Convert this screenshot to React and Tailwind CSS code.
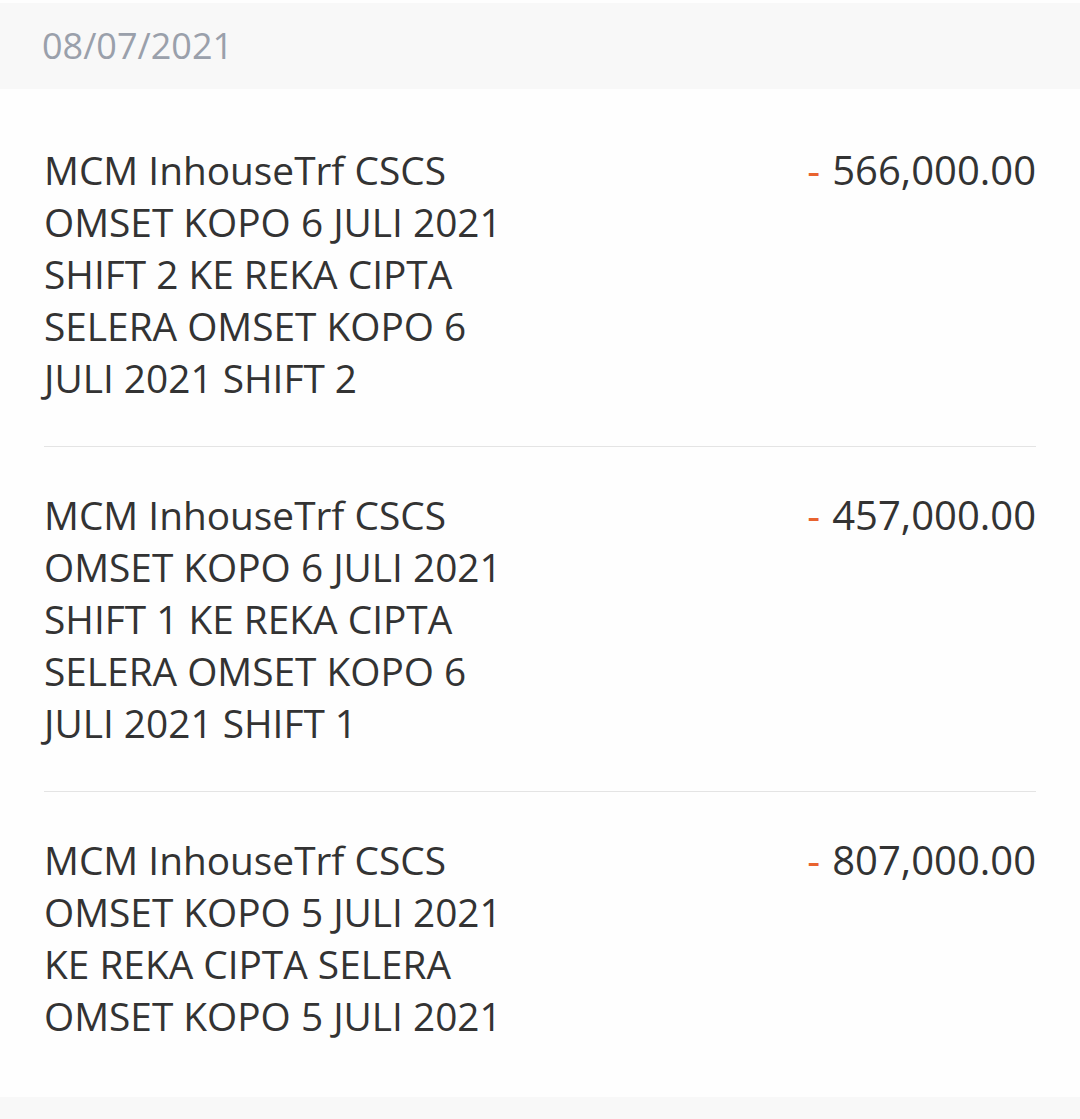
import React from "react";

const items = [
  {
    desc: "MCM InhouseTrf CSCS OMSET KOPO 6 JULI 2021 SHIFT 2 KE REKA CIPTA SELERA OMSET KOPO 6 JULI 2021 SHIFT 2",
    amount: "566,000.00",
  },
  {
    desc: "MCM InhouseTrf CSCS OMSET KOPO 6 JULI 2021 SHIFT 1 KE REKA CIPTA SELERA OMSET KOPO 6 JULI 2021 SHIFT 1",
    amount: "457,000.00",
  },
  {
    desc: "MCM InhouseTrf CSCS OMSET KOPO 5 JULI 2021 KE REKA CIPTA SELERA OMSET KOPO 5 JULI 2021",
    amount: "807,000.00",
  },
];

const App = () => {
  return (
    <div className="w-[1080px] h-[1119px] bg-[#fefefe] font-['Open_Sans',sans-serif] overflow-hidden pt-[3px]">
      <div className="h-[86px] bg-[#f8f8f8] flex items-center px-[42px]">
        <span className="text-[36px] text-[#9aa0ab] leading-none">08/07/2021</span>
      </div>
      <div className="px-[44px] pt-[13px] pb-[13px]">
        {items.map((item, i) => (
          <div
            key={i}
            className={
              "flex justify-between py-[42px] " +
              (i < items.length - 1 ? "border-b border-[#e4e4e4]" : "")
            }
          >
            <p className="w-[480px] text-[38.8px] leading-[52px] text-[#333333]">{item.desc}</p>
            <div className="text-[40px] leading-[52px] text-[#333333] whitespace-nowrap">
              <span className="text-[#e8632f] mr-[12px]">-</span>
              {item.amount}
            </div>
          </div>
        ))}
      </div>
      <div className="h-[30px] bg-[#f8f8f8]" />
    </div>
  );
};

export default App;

* * *

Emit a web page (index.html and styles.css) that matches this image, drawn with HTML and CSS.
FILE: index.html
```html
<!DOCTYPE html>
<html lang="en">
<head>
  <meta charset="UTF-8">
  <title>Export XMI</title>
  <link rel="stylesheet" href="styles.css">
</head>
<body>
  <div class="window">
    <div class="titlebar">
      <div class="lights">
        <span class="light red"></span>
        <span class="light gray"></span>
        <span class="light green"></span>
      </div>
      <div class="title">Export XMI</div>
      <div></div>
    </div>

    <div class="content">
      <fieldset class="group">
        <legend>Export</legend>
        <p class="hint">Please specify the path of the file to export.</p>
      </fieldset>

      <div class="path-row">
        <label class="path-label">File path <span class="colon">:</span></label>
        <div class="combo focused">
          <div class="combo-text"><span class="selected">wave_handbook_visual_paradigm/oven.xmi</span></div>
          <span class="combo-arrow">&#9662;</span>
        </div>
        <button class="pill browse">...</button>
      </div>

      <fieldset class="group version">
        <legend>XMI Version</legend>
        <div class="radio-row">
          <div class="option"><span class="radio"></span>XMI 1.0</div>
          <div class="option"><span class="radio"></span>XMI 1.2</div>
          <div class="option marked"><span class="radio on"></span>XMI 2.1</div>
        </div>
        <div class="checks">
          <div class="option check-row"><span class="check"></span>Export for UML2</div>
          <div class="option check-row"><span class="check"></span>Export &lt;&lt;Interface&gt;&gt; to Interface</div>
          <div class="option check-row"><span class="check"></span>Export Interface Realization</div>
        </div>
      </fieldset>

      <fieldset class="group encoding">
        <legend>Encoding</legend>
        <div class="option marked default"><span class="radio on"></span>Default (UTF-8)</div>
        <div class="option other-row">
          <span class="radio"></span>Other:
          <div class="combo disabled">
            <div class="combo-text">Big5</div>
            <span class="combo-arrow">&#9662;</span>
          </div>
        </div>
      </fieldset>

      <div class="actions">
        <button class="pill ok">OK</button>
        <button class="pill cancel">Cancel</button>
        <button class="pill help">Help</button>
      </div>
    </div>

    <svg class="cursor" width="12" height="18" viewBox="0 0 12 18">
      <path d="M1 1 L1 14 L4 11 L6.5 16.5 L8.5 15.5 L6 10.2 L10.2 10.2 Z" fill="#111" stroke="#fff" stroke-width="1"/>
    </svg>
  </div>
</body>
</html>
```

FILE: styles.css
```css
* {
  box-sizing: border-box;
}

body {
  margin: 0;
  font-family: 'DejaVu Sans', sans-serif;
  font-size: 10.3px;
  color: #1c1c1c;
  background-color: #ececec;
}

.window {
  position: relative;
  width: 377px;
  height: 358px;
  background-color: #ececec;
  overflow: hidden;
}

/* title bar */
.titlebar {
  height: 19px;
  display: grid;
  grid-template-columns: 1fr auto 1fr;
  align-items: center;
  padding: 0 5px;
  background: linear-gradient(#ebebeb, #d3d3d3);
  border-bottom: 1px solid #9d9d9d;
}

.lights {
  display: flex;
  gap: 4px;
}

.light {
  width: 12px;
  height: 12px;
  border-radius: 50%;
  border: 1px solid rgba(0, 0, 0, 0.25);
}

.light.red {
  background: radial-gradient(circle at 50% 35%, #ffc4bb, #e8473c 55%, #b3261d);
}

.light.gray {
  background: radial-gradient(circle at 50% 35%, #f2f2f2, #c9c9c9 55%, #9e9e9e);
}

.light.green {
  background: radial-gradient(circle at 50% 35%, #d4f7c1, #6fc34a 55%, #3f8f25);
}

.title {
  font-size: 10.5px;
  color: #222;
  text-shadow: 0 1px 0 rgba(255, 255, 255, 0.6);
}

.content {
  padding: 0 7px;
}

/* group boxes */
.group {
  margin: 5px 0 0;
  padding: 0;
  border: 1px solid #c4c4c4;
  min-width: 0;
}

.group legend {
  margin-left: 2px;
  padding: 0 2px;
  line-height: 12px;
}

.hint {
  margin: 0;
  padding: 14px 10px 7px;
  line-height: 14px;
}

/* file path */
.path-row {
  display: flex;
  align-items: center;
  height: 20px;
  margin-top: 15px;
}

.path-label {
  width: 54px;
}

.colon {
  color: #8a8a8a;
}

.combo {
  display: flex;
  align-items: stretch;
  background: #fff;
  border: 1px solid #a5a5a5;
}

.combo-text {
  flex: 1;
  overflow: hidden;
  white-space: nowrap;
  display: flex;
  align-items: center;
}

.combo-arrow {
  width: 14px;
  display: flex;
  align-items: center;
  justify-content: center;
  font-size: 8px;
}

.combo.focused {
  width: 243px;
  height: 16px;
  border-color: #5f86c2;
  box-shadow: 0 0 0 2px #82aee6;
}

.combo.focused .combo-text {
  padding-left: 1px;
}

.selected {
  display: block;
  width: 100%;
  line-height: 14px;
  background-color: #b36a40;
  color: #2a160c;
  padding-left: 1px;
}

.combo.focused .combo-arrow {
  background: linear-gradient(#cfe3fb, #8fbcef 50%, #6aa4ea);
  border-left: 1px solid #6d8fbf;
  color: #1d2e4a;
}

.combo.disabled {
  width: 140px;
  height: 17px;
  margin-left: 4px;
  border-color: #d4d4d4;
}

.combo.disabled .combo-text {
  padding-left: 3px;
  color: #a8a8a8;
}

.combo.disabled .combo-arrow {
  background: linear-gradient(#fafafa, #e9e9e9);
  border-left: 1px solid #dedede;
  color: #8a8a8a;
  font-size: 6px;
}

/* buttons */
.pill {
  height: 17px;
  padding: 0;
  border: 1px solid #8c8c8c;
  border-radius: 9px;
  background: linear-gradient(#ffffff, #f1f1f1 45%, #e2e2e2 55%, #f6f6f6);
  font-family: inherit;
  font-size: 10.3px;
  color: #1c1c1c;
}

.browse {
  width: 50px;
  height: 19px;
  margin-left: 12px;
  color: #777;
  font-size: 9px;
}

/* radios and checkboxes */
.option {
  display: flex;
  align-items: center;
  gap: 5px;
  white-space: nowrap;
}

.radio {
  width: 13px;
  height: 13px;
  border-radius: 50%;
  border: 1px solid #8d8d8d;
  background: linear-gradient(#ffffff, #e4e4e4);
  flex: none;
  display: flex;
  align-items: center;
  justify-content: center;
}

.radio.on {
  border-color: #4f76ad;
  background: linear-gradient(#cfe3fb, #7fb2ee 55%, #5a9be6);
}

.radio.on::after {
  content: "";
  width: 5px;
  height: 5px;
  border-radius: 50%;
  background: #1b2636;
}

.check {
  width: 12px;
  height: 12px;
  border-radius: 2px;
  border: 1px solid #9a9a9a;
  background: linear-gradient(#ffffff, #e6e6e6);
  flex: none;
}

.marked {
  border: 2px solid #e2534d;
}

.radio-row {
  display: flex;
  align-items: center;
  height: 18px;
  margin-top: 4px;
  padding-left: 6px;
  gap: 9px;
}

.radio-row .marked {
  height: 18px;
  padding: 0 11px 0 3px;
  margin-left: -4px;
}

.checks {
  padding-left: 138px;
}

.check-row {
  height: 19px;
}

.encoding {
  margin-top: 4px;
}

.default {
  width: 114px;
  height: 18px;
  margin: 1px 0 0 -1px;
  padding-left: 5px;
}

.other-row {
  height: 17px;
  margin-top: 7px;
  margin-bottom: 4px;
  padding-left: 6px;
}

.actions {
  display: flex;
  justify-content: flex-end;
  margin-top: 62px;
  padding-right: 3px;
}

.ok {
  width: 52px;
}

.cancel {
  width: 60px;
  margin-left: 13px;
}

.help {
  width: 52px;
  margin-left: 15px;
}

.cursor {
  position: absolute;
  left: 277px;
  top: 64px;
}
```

→ TASK DESCRIPTION:
Leave the pictures out and copy exactly the lines from the one with "Convert this screenshot" to the one with "export default App;", both included.

→ FINISHED ANSWER:
Convert this screenshot to React and Tailwind CSS code.
import React from "react";

const items = [
  {
    desc: "MCM InhouseTrf CSCS OMSET KOPO 6 JULI 2021 SHIFT 2 KE REKA CIPTA SELERA OMSET KOPO 6 JULI 2021 SHIFT 2",
    amount: "566,000.00",
  },
  {
    desc: "MCM InhouseTrf CSCS OMSET KOPO 6 JULI 2021 SHIFT 1 KE REKA CIPTA SELERA OMSET KOPO 6 JULI 2021 SHIFT 1",
    amount: "457,000.00",
  },
  {
    desc: "MCM InhouseTrf CSCS OMSET KOPO 5 JULI 2021 KE REKA CIPTA SELERA OMSET KOPO 5 JULI 2021",
    amount: "807,000.00",
  },
];

const App = () => {
  return (
    <div className="w-[1080px] h-[1119px] bg-[#fefefe] font-['Open_Sans',sans-serif] overflow-hidden pt-[3px]">
      <div className="h-[86px] bg-[#f8f8f8] flex items-center px-[42px]">
        <span className="text-[36px] text-[#9aa0ab] leading-none">08/07/2021</span>
      </div>
      <div className="px-[44px] pt-[13px] pb-[13px]">
        {items.map((item, i) => (
          <div
            key={i}
            className={
              "flex justify-between py-[42px] " +
              (i < items.length - 1 ? "border-b border-[#e4e4e4]" : "")
            }
          >
            <p className="w-[480px] text-[38.8px] leading-[52px] text-[#333333]">{item.desc}</p>
            <div className="text-[40px] leading-[52px] text-[#333333] whitespace-nowrap">
              <span className="text-[#e8632f] mr-[12px]">-</span>
              {item.amount}
            </div>
          </div>
        ))}
      </div>
      <div className="h-[30px] bg-[#f8f8f8]" />
    </div>
  );
};

export default App;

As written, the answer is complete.